Tuesday, 17 May 2011

Old Notebooks

I'm rather busy with exams at the moment, so am reluctant to write up with anything new or involving non-legal intellectual exercise. However, as my next exam was on constitutional and administrative law, I thought it salutary to refer back to one of my old notebooks from election day last year. The notebook was written for personal perusal, so is rather fragmentary and lacks the even threadbare cohesion my blogs often have. Nonetheless it should be intelligible:

[NB I've inserted a couple of notes that clarify references in brackets.]

06.05.10

so i’d voted in the morning, partially to show by example that Mirka [1] should vote. but also because i wanted to vote
voting is r democracy.

to the point (now 10.20pm ish), went to N Gallery, after cycling to Waterstones for Stillinger’s Complel Keats Complete, and happened upon LaRoche Foucauld’s Charles I Insulted. [2]

what happens to these kings + queens
when translated into a society such as ours

common, and commons, and that r inexact impossible ‘common man’ blowing smoke in the haughty’s reader’s face, as his immaculate historicity was being reconstructed.
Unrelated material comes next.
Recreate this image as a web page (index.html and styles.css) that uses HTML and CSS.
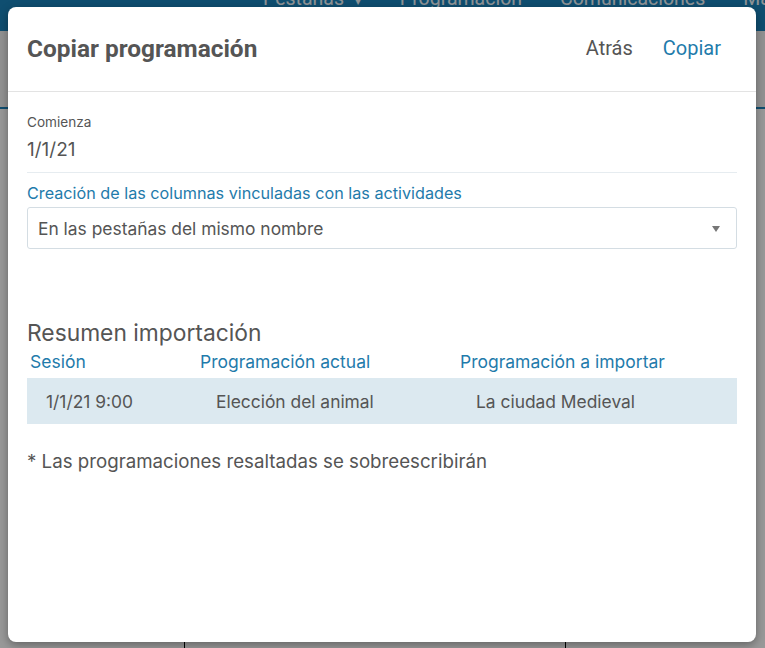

It makes no sense to tell a country about Europe,
where English history was all Kings + Queens, [3]
The historical record is scratched bombed and torn,
just as much as a map of Charles I’s face.
Godsend of an image. [4]

[1] our Polish cleaning lady. She had been here long enough to vote. No, I'm not proud of having a cleaning lady.
[2] a painting on display at the National at the time; Charles is shown haughtily reading a book, while a roundhead blows smoke in it; the image of his face was damaged during WW2 and had yet to be repaired when I was there. http://bit.ly/jVIyZH
[3] paraphrasing E H Gombrich's Little History of the World
[4] Charles believed in the divine right of kings to rule.